Written problem:
Skip all pictures. Write out the data below from its first line through the line that contains "import clsx from 'clsx';".
------------------------------------
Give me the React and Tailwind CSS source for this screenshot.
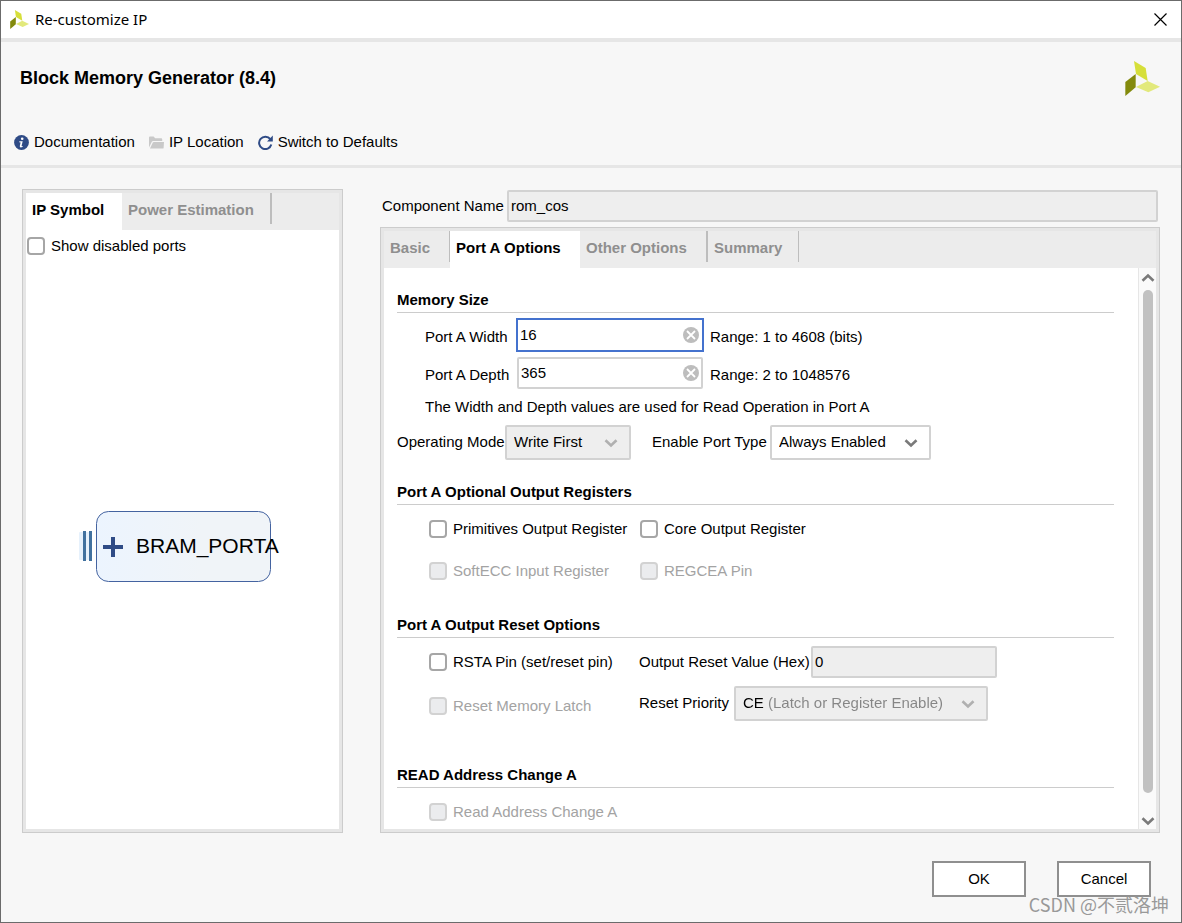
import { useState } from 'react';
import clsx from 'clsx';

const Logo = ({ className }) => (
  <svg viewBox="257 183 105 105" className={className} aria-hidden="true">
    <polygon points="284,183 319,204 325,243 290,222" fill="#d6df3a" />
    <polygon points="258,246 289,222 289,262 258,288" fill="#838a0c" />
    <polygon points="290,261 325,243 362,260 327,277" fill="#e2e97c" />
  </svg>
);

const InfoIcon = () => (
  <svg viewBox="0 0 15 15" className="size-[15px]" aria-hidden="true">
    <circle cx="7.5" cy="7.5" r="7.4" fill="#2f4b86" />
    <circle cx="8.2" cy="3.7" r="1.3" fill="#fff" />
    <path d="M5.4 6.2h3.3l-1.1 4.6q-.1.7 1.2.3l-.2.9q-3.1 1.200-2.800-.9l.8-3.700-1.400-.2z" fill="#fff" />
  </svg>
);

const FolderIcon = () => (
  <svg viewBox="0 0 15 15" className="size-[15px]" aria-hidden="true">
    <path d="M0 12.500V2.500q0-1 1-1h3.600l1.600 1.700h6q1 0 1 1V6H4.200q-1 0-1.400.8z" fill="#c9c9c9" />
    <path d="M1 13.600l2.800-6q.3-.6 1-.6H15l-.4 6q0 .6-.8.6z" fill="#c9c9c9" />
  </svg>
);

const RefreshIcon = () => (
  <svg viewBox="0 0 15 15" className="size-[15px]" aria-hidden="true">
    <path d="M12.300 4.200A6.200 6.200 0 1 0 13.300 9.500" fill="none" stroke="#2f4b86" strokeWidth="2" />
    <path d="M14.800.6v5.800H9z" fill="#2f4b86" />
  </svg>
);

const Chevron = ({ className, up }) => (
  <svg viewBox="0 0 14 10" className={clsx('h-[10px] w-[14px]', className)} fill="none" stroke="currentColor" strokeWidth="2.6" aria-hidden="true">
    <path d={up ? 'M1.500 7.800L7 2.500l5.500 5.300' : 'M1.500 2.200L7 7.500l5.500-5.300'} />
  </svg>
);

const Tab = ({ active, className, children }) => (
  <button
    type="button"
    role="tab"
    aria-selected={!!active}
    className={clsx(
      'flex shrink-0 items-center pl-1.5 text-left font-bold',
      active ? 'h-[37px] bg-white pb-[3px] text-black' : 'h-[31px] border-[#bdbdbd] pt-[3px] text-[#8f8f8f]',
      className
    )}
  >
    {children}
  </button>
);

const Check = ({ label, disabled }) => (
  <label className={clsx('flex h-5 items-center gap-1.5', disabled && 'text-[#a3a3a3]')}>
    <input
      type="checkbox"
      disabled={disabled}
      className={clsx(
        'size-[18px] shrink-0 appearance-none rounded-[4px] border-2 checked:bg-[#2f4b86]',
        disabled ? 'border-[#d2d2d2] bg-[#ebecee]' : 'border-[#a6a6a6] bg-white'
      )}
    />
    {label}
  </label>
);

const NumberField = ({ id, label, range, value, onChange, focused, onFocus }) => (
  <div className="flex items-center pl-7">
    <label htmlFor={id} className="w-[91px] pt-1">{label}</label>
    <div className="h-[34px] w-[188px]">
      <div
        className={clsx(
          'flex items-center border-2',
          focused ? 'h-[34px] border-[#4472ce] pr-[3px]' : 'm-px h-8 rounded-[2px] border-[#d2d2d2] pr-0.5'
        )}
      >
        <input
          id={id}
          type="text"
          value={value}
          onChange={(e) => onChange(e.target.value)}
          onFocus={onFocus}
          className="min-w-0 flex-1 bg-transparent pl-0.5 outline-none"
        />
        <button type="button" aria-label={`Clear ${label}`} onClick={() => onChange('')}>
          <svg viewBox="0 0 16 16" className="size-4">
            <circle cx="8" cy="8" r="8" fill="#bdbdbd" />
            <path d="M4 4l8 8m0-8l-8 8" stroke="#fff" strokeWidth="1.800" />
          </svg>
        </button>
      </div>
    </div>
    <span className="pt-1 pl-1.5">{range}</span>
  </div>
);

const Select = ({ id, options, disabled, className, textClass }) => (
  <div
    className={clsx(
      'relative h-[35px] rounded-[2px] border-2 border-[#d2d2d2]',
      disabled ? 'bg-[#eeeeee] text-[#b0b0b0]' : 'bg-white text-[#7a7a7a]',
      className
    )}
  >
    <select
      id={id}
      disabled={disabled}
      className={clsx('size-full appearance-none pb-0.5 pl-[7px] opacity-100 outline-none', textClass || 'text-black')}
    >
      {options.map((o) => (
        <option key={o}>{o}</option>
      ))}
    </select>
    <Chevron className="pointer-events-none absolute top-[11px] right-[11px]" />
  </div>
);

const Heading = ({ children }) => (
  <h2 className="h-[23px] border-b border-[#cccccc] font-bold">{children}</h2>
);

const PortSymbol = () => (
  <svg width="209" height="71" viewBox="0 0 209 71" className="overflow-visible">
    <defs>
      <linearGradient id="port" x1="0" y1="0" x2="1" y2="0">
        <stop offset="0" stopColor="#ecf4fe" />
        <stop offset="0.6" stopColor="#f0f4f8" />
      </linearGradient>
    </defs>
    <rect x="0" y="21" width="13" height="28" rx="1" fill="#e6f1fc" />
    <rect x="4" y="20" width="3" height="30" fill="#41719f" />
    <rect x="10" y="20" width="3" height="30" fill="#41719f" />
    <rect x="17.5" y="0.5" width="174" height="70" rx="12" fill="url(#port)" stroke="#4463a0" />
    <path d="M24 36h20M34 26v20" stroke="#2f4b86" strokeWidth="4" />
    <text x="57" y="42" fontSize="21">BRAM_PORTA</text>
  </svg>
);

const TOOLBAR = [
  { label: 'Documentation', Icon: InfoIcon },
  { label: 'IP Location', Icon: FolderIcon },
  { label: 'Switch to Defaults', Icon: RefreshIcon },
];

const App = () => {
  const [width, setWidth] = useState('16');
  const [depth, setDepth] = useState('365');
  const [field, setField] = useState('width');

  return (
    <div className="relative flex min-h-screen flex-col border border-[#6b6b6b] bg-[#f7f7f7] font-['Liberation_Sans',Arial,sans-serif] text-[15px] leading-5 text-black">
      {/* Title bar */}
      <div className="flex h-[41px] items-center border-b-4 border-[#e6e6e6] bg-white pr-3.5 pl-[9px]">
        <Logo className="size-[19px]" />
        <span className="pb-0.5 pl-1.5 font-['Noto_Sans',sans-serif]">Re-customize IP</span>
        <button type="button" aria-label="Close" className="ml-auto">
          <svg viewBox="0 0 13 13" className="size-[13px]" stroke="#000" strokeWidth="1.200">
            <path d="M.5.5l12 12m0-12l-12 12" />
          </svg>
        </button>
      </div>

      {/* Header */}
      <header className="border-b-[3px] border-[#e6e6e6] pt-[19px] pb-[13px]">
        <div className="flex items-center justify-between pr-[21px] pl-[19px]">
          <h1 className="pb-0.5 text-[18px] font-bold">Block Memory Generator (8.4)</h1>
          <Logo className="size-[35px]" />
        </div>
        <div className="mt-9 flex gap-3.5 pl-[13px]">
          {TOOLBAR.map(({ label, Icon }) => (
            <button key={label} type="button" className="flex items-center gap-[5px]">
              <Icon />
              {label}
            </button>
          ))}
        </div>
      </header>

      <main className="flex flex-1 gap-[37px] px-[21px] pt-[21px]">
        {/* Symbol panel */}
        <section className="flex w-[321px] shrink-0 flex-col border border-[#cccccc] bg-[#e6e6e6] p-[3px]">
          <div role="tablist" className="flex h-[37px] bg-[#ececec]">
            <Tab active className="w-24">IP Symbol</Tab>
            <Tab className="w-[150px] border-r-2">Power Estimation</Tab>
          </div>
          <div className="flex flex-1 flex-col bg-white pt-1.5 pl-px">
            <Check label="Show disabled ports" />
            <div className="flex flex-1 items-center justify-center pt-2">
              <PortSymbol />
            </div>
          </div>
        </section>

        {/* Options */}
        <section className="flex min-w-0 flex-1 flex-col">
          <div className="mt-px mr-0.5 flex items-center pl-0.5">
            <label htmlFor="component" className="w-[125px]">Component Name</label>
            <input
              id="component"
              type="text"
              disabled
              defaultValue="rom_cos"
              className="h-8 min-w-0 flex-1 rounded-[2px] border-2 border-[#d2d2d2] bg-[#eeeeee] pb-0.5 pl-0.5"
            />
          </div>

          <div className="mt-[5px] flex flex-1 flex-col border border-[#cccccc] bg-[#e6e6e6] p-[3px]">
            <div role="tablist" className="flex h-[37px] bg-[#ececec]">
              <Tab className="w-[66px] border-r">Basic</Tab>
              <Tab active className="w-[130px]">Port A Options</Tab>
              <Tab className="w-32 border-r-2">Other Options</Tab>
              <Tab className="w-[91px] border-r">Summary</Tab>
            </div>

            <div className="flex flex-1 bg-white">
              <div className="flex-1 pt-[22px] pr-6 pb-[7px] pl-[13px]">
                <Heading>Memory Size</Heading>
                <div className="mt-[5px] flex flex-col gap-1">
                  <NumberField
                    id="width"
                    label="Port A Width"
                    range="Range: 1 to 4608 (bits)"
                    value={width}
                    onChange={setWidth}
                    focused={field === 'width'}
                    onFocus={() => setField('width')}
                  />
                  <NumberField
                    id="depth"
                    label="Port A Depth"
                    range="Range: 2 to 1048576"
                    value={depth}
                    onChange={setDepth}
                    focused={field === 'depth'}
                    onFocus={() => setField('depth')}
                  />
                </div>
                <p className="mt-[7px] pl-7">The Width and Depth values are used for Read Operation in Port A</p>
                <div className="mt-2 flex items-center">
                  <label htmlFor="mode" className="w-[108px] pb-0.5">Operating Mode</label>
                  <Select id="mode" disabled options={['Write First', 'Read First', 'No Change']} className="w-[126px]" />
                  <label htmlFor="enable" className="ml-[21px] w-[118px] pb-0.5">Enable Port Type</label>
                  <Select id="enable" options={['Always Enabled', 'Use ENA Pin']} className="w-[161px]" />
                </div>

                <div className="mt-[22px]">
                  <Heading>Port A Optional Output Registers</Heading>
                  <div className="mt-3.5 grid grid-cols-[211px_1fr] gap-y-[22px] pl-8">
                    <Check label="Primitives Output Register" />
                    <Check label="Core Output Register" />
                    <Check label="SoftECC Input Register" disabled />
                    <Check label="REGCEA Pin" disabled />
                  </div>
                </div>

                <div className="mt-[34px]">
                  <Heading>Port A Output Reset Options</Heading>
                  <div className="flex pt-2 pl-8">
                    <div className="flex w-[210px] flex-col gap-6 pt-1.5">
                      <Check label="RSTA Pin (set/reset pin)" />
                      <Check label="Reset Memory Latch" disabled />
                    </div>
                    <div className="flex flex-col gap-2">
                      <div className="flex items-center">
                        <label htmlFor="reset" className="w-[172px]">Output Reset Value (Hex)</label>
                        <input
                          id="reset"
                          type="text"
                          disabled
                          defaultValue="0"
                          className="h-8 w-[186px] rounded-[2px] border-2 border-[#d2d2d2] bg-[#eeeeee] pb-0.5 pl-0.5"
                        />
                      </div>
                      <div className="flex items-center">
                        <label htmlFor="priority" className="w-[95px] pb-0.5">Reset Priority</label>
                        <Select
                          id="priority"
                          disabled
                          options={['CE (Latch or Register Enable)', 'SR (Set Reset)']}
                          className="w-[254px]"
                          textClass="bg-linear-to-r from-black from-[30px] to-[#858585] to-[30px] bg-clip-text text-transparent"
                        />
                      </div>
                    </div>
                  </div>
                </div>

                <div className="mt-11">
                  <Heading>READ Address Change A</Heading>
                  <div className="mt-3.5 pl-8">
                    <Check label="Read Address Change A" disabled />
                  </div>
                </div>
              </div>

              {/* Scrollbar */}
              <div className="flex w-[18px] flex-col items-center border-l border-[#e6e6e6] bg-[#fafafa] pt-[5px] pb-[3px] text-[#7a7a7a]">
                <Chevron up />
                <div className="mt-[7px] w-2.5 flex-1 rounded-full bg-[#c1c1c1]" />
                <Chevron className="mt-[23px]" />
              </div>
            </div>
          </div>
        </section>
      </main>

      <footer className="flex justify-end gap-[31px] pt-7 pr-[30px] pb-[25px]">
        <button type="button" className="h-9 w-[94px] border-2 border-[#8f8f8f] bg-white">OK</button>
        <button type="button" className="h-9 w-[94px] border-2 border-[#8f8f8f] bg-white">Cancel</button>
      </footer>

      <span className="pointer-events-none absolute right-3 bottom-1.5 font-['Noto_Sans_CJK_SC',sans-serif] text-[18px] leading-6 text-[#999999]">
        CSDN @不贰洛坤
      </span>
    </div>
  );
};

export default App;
------------------------------------
Answer below:
Give me the React and Tailwind CSS source for this screenshot.
import { useState } from 'react';
import clsx from 'clsx';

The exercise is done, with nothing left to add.